Ensuring Data Quality Across Sources
Challenge: When you bring data together from multiple sources, you also bring together all of their quality issues. Inconsistencies and errors can erode trust in the data fabric.
Solution: Make data quality a core part of your data governance strategy. Use the data fabric platform to automatically profile data and identify quality issues at the source. Implement data quality rules that can cleanse and standardize data as it enters the fabric. Appoint data stewards for key data domains to be responsible for data quality.
Managing Costs and Proving ROI
Challenge: Implementing a data fabric can be a significant investment in software, infrastructure, and skilled personnel. It can be difficult to justify the cost without a clear return on investment (ROI).
Solution: Start with a clear business case tied to specific, measurable outcomes. For example, aim to reduce reporting time by 50% or increase marketing campaign ROI by 10%. Track these metrics closely and communicate successes to stakeholders. Consider a cloud-based data fabric solution to reduce upfront infrastructure costs.
The Role of AI and Machine Learning in a Modern Data Fabric
Artificial intelligence and machine learning are not just consumers of data from the fabric; they are also integral components that make the fabric intelligent and autonomous. AI/ML is woven throughout the architecture to automate complex tasks and enhance capabilities.
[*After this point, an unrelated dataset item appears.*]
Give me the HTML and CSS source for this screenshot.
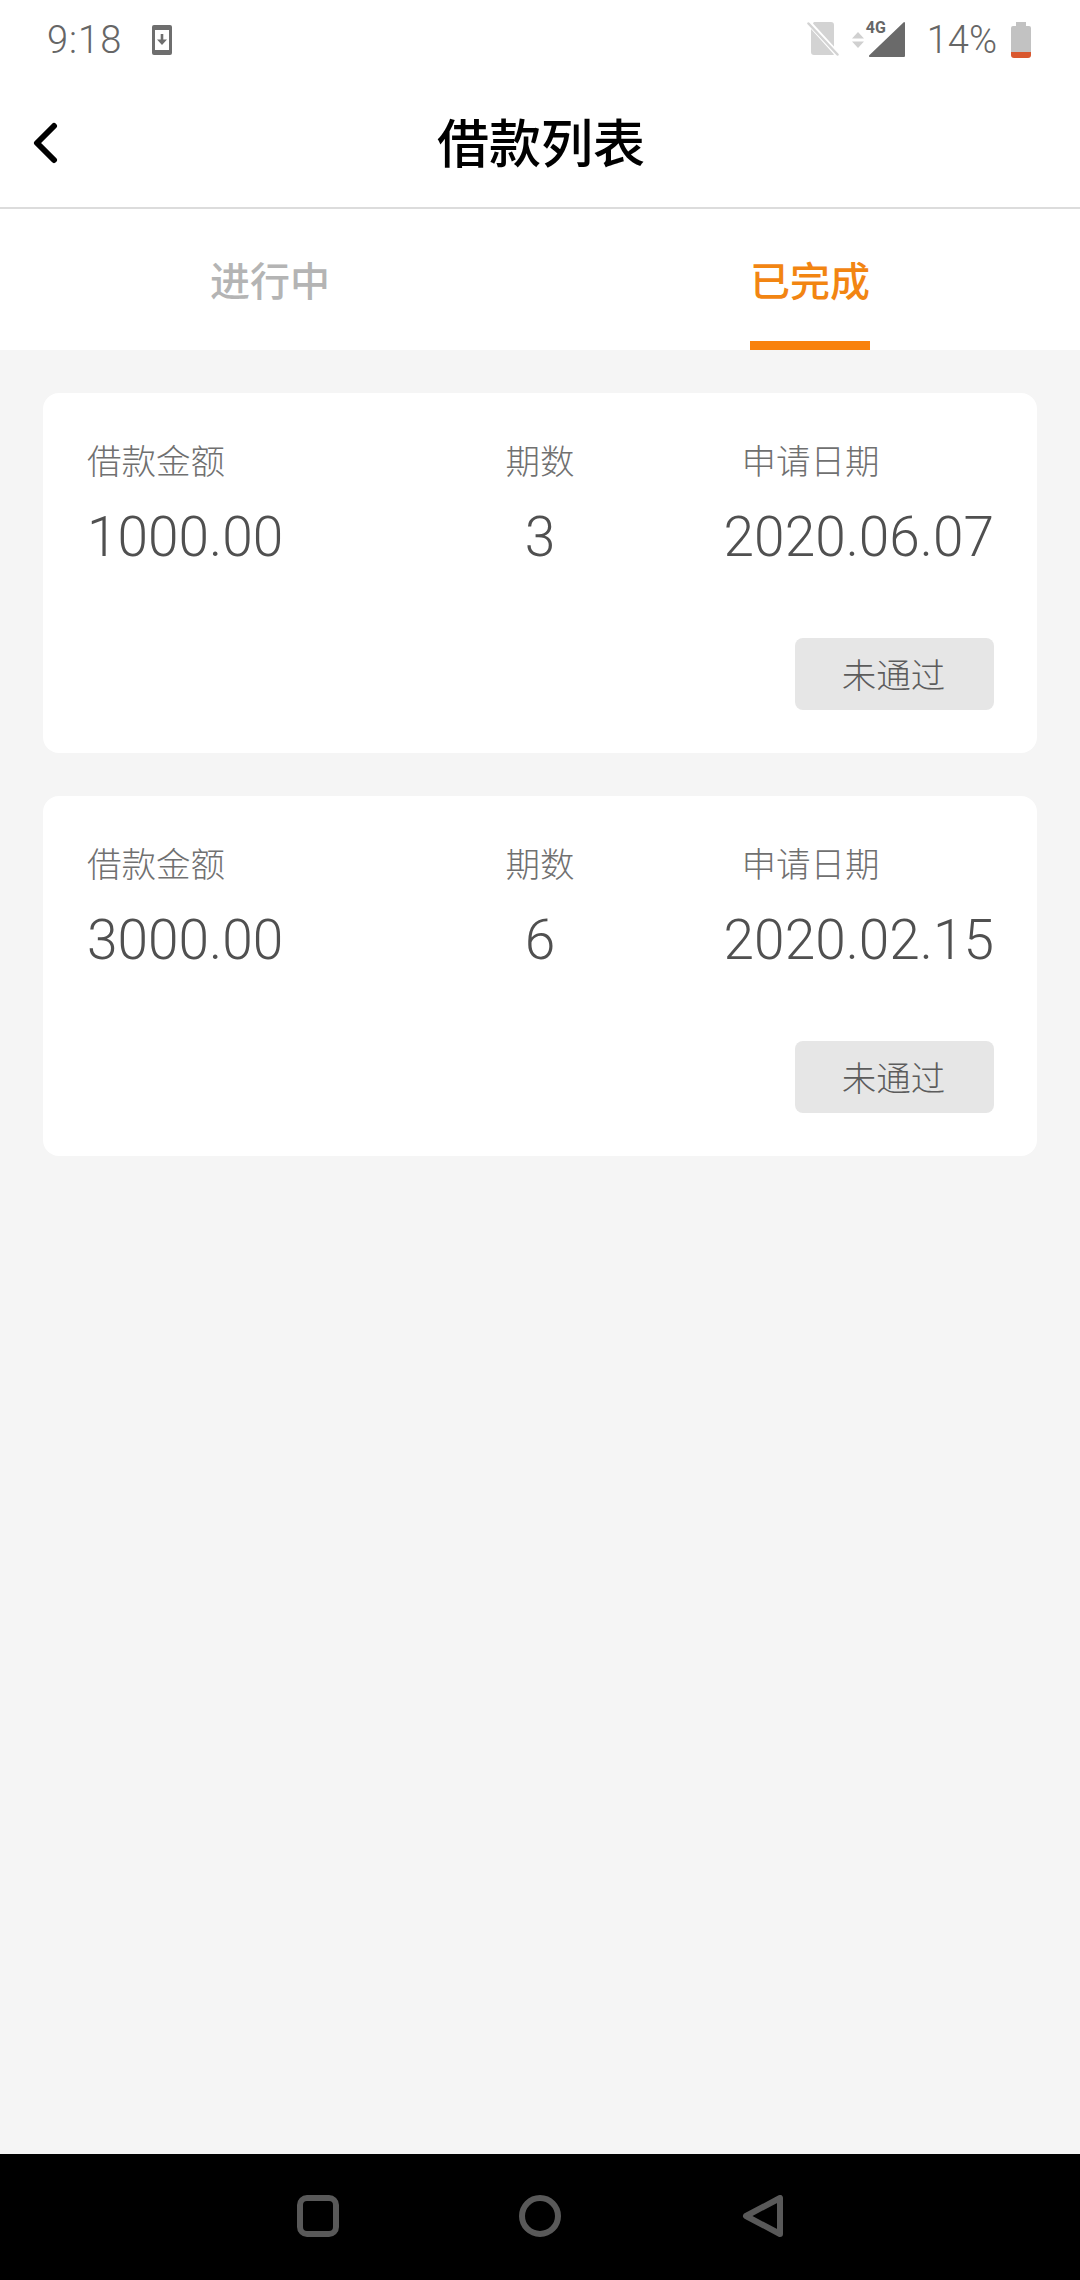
FILE: index.html
```html
<!DOCTYPE html>
<html lang="zh">
<head>
<meta charset="utf-8">
<title>借款列表</title>
<link rel="stylesheet" href="styles.css">
</head>
<body>
<div class="app">
  <div class="status">
    <span class="time">9:18</span>
    <svg class="ic-dl" width="20" height="30" viewBox="0 0 20 30"><path fill="#6e6e6e" fill-rule="evenodd" d="M2 0h16a2 2 0 0 1 2 2v26a2 2 0 0 1-2 2H2a2 2 0 0 1-2-2V2a2 2 0 0 1 2-2zM3 5v20h14V5z"/><path fill="#6e6e6e" d="M8.700 9h2.600v5.500H15L10 20 5 14.500h3.700z"/></svg>
    <span class="grow"></span>
    <svg class="ic-sim" width="32" height="34" viewBox="0 0 32 34"><path fill="#d3d3d3" d="M7 0h17a3 3 0 0 1 3 3v21.500L6 1.500A3 3 0 0 1 7 0zM4 7l23 25.500A3 3 0 0 1 25 33H7a3 3 0 0 1-3-3z"/><path stroke="#d3d3d3" stroke-width="2.500" stroke-linecap="round" d="M1.500 1.500l29 31"/></svg>
    <svg class="ic-arrows" width="12" height="16" viewBox="0 0 12 16"><path fill="#d0d0d0" d="M6 0l6 6.500H0zM0 9.500h12L6 16z"/></svg>
    <span class="signal">
      <svg width="36" height="35" viewBox="0 0 36 35"><path fill="#6a6a6a" d="M35 0a1 1 0 0 1 1 1v33a1 1 0 0 1-1 1H1a1 1 0 0 1-.7-1.700z"/></svg>
      <span class="net">4G</span>
    </span>
    <span class="pct">14%</span>
    <svg class="ic-batt" width="20" height="36" viewBox="0 0 20 36"><path fill="#c2c2c2" d="M5 0h10v4h3a2 2 0 0 1 2 2v24H0V6a2 2 0 0 1 2-2h3z"/><path fill="#d9582f" d="M0 30h20v3a3 3 0 0 1-3 3H3a3 3 0 0 1-3-3z"/></svg>
  </div>
  <header class="bar">
    <svg class="back" width="26" height="42" viewBox="0 0 26 42"><path fill="none" stroke="#000" stroke-width="6" stroke-linecap="round" stroke-linejoin="round" d="M21 4L4 21l17 17"/></svg>
    <h1 class="title">借款列表</h1>
  </header>
  <nav class="tabs">
    <div class="tab">进行中</div>
    <div class="tab tab-on"><span class="tab-label">已完成</span></div>
  </nav>
  <main class="list">
    <section class="card">
      <div class="row">
        <div class="col col-a"><div class="label">借款金额</div><div class="value">1000.00</div></div>
        <div class="col col-b"><div class="label">期数</div><div class="value">3</div></div>
        <div class="col col-c"><div class="label">申请日期</div><div class="value">2020.06.07</div></div>
      </div>
      <div class="foot"><span class="chip">未通过</span></div>
    </section>
    <section class="card">
      <div class="row">
        <div class="col col-a"><div class="label">借款金额</div><div class="value">3000.00</div></div>
        <div class="col col-b"><div class="label">期数</div><div class="value">6</div></div>
        <div class="col col-c"><div class="label">申请日期</div><div class="value">2020.02.15</div></div>
      </div>
      <div class="foot"><span class="chip">未通过</span></div>
    </section>
  </main>
  <footer class="nav">
    <svg width="42" height="42" viewBox="0 0 42 42"><rect x="3" y="3" width="36" height="36" rx="7" fill="none" stroke="#595959" stroke-width="6"/></svg>
    <svg width="42" height="42" viewBox="0 0 42 42"><circle cx="21" cy="21" r="18" fill="none" stroke="#595959" stroke-width="6"/></svg>
    <svg width="42" height="42" viewBox="0 0 42 42"><path fill="none" stroke="#595959" stroke-width="6" stroke-linejoin="round" d="M39 3v36L5 21z"/></svg>
  </footer>
</div>
</body>
</html>
```
FILE: styles.css
```css
* { box-sizing: border-box; margin: 0; padding: 0; }
html, body { height: 100%; }
body { font-family: Roboto, "Noto Sans CJK SC", sans-serif; background: #f5f5f5; }
.app { display: flex; flex-direction: column; height: 2280px; width: 1080px; overflow: hidden; }

.status { height: 80px; background: #fff; display: flex; align-items: center; padding: 0 49px 0 47px; }
.time { font-size: 38px; font-weight: 300; color: #666; letter-spacing: 1px; }
.ic-dl { margin-left: 30px; }
.grow { flex: 1; }
.ic-sim { margin-right: 13px; margin-top: -2px; }
.ic-arrows { margin-right: 5px; }
.signal { position: relative; width: 36px; height: 35px; display: flex; margin-top: -1px; }
.net { position: absolute; left: -3px; top: -2px; font-size: 16px; line-height: 16px; font-weight: 700; color: #666; }
.pct { font-size: 38px; font-weight: 300; color: #666; margin-left: 22px; }
.ic-batt { margin-left: 14px; }

.bar { height: 129px; background: #fff; border-bottom: 2px solid #dcdcdc; display: flex; align-items: center; justify-content: center; position: relative; }
.back { position: absolute; left: 33px; top: 42px; }
.title { font-size: 52px; font-weight: 500; color: #000; line-height: 1; margin: -6px 0 0 2px; font-family: "Noto Sans CJK SC", sans-serif; }

.tabs { height: 141px; background: #fff; display: flex; }
.tab { flex: 1; display: flex; justify-content: center; align-items: center; padding-bottom: 2px; font-size: 40px; font-weight: 500; color: #b4b4b4; font-family: "Noto Sans CJK SC", sans-serif; }
.tab-on { color: #f28512; align-items: stretch; padding-bottom: 0; }
.tab-label { display: flex; align-items: center; width: 120px; padding-top: 7px; border-bottom: 9px solid #f9820c; }

.list { flex: 1; padding: 43px; display: flex; flex-direction: column; gap: 43px; }
.card { height: 360px; background: #fff; border-radius: 16px; padding: 41px 43px 44px 44px; display: flex; flex-direction: column; }
.row { display: flex; }
.col { display: flex; flex-direction: column; }
.col-a { width: 403px; }
.col-b { width: 100px; align-items: center; }
.col-c { margin-left: auto; align-items: flex-start; }
.col-c .label { margin-left: 18px; }
.label { font-size: 34.500px; line-height: 50px; font-weight: 300; color: #707070; font-family: "Noto Sans CJK SC", sans-serif; }
.value { font-size: 55px; line-height: 62px; margin-top: 22px; font-weight: 300; color: #505050; white-space: nowrap; }
.foot { margin-top: auto; margin-bottom: -1px; display: flex; justify-content: flex-end; }
.chip { width: 199px; height: 72px; border-radius: 8px; background: #e6e6e6; display: flex; align-items: center; justify-content: center; padding: 0 2px 3px 0; font-size: 34.500px; font-weight: 300; color: #5c5c5c; font-family: "Noto Sans CJK SC", sans-serif; }

.nav { height: 126px; background: #000; display: flex; align-items: center; justify-content: center; gap: 180px; padding-bottom: 2px; }
```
Automating Metadata Discovery and Tagging
Manually documenting and tagging thousands of data tables is an impossible task. AI algorithms can scan the content and structure of data assets to automatically infer business context. They can identify personally identifiable information (PII), classify data by subject area (e.g., "customer," "product"), and suggest business glossary terms. This automates the creation of a rich, searchable data catalog.
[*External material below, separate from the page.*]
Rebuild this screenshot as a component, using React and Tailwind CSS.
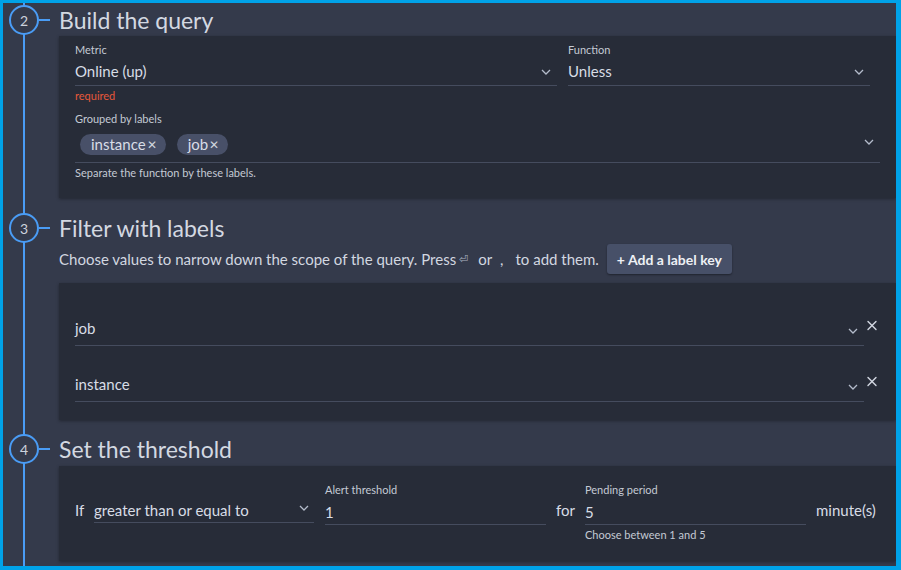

Anomaly Detection in Data Pipelines
Data pipelines can be fragile. Machine learning models can learn the normal patterns of your data flows, volume, velocity, and schema. They can then monitor these pipelines in real-time and automatically flag any anomalies.
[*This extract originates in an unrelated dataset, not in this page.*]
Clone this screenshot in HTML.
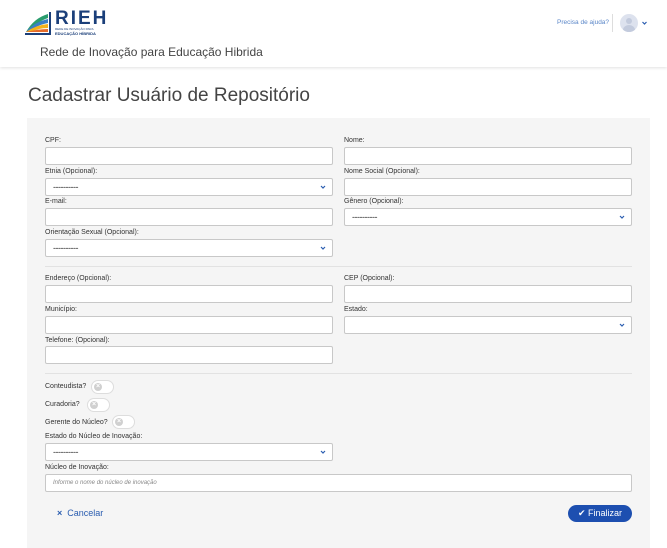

For example, a sudden drop in the number of records from a key source could indicate a problem that requires immediate attention. This proactive monitoring ensures data reliability and is a cornerstone of powerful reporting automation.
Recommending Datasets to Users
Just like Netflix recommends movies, a smart data fabric can recommend datasets to users. By analyzing a user's role, their query history, and the behavior of similar users, the fabric's AI engine can proactively suggest data assets that are likely to be relevant. This "data shopping" experience accelerates data discovery and helps users find valuable data they didn't even know existed.
Optimizing Query Performance
An AI-powered data fabric can optimize its own performance. It can analyze query patterns and automatically decide whether to use data virtualization, create a materialized cache, or recommend a new index. It learns which data is accessed most frequently and pre-optimizes it for fast delivery. This self-tuning capability ensures that the data fabric remains performant as workloads change and data volumes grow.
How Improvado Powers Your Marketing Data Fabric
For marketing organizations, Improvado provides a powerful platform that acts as the core of a specialized marketing data fabric. It is designed to solve the unique data challenges faced by modern marketing teams, delivering a unified, analysis-ready view of all marketing and sales activities.
Automated Data Extraction and Loading
Improvado offers over 500 pre-built connectors to every marketing, sales, and analytics platform you use. This comprehensive connectivity automates the most time-consuming part of data integration.
Data is extracted and loaded into a centralized destination of your choice, such as Google BigQuery, Snowflake, or Amazon Redshift, forming the foundation of your fabric.
Data Transformation for Analysis-Ready Insights
Raw data from marketing platforms is often messy and inconsistent. Improvado's transformation layer cleans, normalizes, and maps data from different sources into a unified data model.
- Transform & Model Capabilities: Improvado centralizes data from over 500 sources and applies consistent taxonomies, rules, and business logic at scale. Teams can create reusable, modular transformation workflows that ensure uniform data structures across brands, regions, and campaigns — without heavy reliance on engineering teams.
- AI-Powered Transformation Agents: With Improvado’s AI Agent for Transformation, repetitive tasks like mapping, normalization, and enrichment are automated. The AI suggests transformations, detects anomalies, and flags discrepancies, reducing manual workload and accelerating time-to-value.
- Built-In Governance and Security: The platform includes strict version control, audit trails, and data lineage tracking. These features give enterprise teams confidence that transformed datasets are accurate, compliant, and secure — critical for scaling operations across multiple markets and regulatory environments.
Seamless Integration with BI and Reporting Tools
The data prepared by Improvado can be seamlessly pushed to any business intelligence tool, such as Tableau, Looker Studio, or Power BI. This allows marketing analysts and leaders to build the comprehensive dashboards and reports they need, all powered by the unified data from the Improvado-driven data fabric. It accelerates the entire cycle from data collection to insight delivery.
Conclusion
The era of fragmented data and siloed analytics is coming to an end. The complexity of the modern data landscape demands a more intelligent, agile, and unified approach. A data fabric provides that solution. It is the architectural paradigm that allows organizations to finally harness the full potential of their data assets, no matter where they are located.
By creating an intelligent layer that connects, governs, and delivers data, a data fabric empowers every user in the organization. It accelerates decision-making, strengthens governance, and provides the scalable foundation needed for advanced analytics and AI.
For marketers, a data fabric is the key to unlocking a true 360-degree view of the customer and proving the ROI of their efforts. Adopting a data fabric is no longer a technical choice; it is a strategic business imperative for any organization that wants to thrive in the digital age.